• TASK INSTRUCTIONS
Retype the records below word for word and omit any image.

### EXTRACTED DATA

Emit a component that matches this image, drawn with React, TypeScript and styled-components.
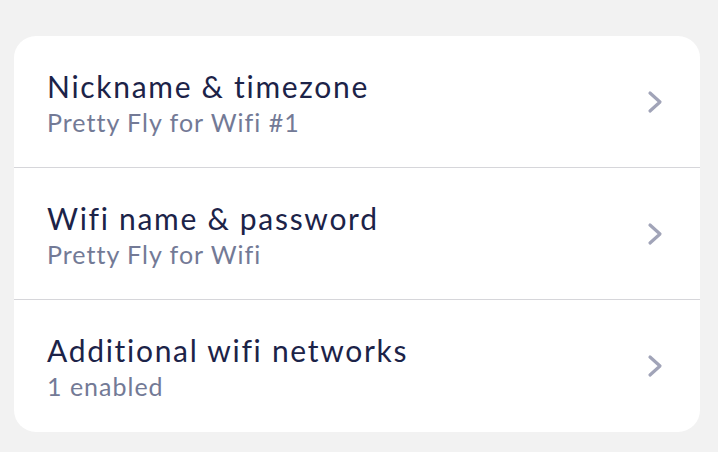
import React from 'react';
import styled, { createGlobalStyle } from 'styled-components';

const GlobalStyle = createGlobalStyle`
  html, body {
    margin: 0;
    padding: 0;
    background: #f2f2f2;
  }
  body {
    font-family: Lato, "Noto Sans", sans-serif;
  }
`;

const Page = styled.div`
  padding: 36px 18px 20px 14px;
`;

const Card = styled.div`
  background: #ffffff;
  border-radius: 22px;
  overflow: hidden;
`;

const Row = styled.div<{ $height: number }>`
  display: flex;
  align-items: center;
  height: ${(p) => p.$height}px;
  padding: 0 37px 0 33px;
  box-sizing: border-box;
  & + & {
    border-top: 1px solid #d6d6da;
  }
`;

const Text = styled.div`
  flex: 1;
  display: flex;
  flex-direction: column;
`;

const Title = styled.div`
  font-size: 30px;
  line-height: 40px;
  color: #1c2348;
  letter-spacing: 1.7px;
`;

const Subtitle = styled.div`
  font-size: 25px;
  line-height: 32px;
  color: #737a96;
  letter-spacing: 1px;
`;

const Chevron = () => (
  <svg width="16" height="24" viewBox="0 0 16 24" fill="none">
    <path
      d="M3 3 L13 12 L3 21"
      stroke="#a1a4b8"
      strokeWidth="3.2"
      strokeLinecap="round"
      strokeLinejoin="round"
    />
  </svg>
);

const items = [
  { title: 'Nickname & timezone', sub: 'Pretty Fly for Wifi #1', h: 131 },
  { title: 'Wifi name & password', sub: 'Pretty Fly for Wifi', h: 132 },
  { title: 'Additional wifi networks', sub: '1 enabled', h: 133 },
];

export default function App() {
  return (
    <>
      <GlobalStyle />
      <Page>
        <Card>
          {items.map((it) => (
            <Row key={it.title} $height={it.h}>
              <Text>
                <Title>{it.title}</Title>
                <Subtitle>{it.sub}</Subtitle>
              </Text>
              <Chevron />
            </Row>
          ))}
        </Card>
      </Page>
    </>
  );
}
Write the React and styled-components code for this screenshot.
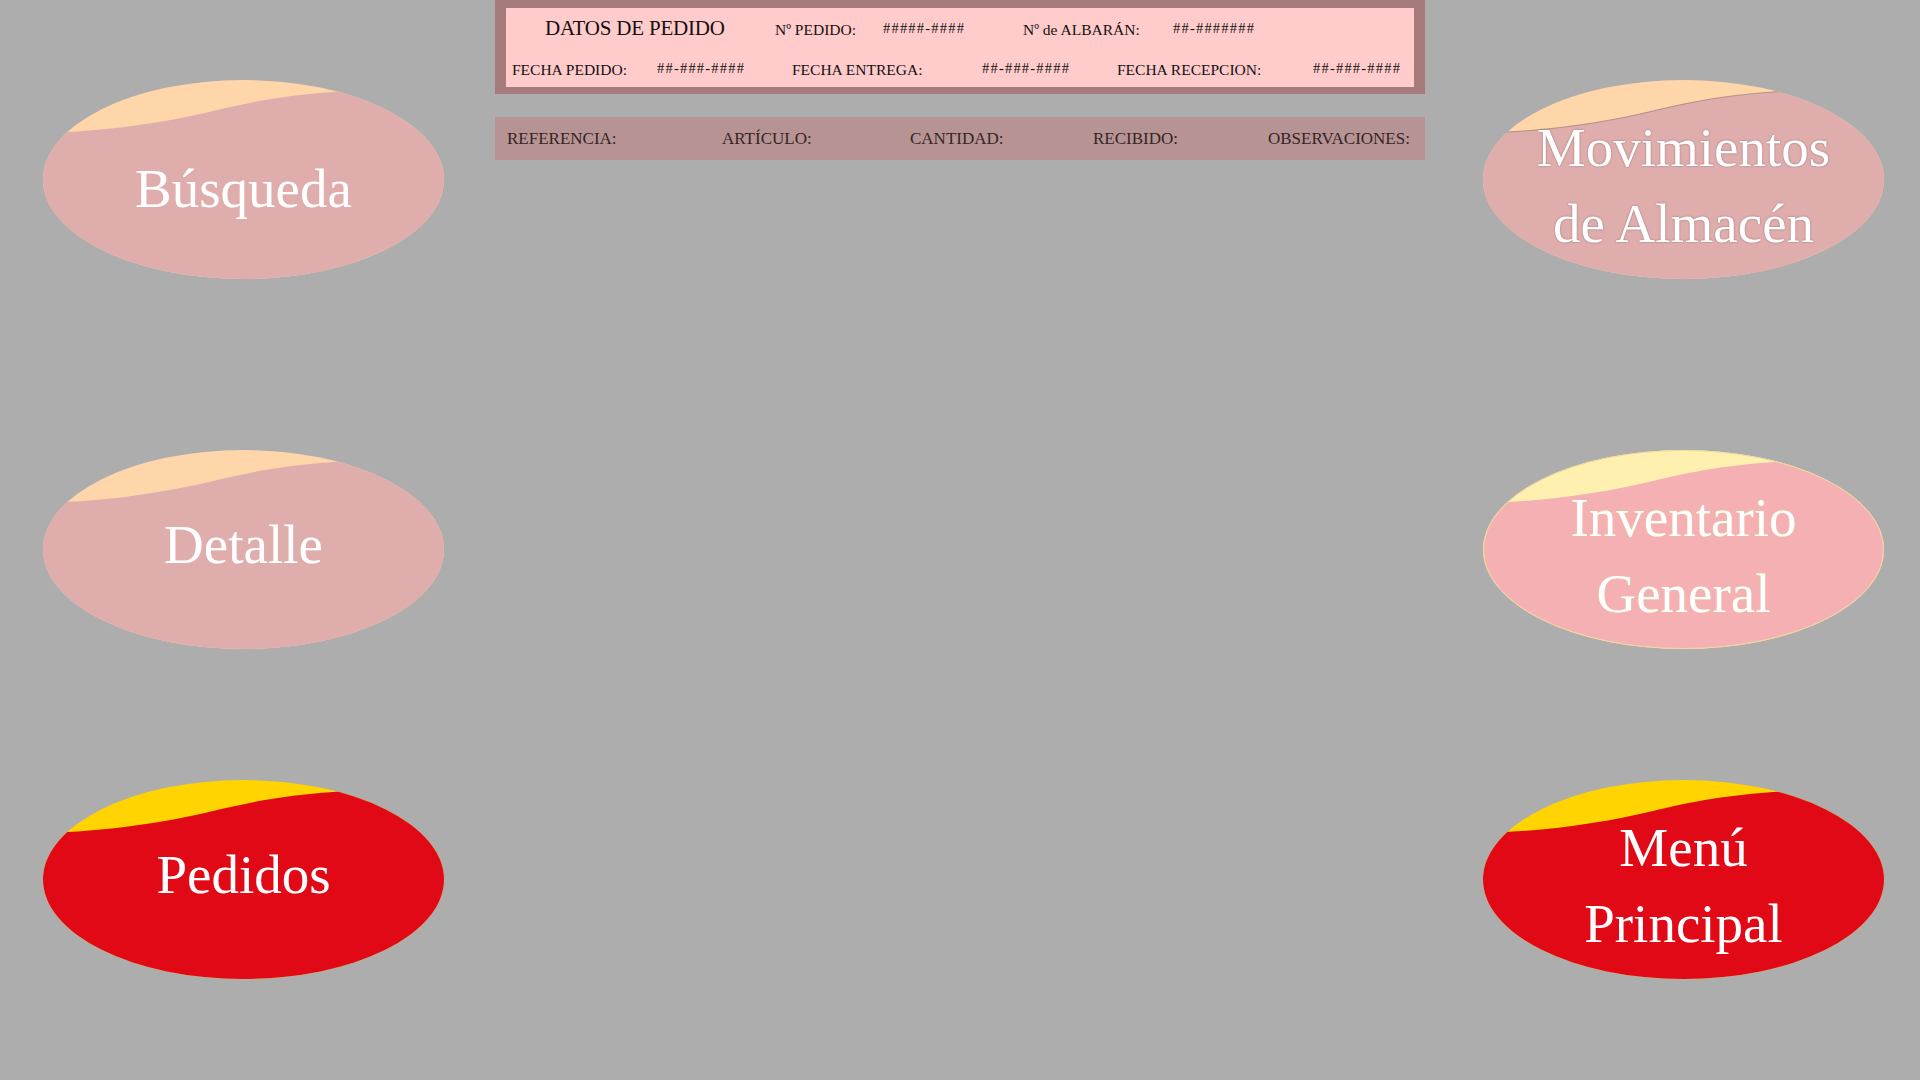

######

• RESPONSE TO THIS EXERCISE
Emit a component that matches this image, drawn with React, TypeScript and styled-components.
import React from 'react';
import styled, { createGlobalStyle } from 'styled-components';

const GlobalStyle = createGlobalStyle`
  html, body {
    margin: 0;
    padding: 0;
    background: #f2f2f2;
  }
  body {
    font-family: Lato, "Noto Sans", sans-serif;
  }
`;

const Page = styled.div`
  padding: 36px 18px 20px 14px;
`;

const Card = styled.div`
  background: #ffffff;
  border-radius: 22px;
  overflow: hidden;
`;

const Row = styled.div<{ $height: number }>`
  display: flex;
  align-items: center;
  height: ${(p) => p.$height}px;
  padding: 0 37px 0 33px;
  box-sizing: border-box;
  & + & {
    border-top: 1px solid #d6d6da;
  }
`;

const Text = styled.div`
  flex: 1;
  display: flex;
  flex-direction: column;
`;

const Title = styled.div`
  font-size: 30px;
  line-height: 40px;
  color: #1c2348;
  letter-spacing: 1.7px;
`;

const Subtitle = styled.div`
  font-size: 25px;
  line-height: 32px;
  color: #737a96;
  letter-spacing: 1px;
`;

const Chevron = () => (
  <svg width="16" height="24" viewBox="0 0 16 24" fill="none">
    <path
      d="M3 3 L13 12 L3 21"
      stroke="#a1a4b8"
      strokeWidth="3.2"
      strokeLinecap="round"
      strokeLinejoin="round"
    />
  </svg>
);

const items = [
  { title: 'Nickname & timezone', sub: 'Pretty Fly for Wifi #1', h: 131 },
  { title: 'Wifi name & password', sub: 'Pretty Fly for Wifi', h: 132 },
  { title: 'Additional wifi networks', sub: '1 enabled', h: 133 },
];

export default function App() {
  return (
    <>
      <GlobalStyle />
      <Page>
        <Card>
          {items.map((it) => (
            <Row key={it.title} $height={it.h}>
              <Text>
                <Title>{it.title}</Title>
                <Subtitle>{it.sub}</Subtitle>
              </Text>
              <Chevron />
            </Row>
          ))}
        </Card>
      </Page>
    </>
  );
}
Write the React and styled-components code for this screenshot.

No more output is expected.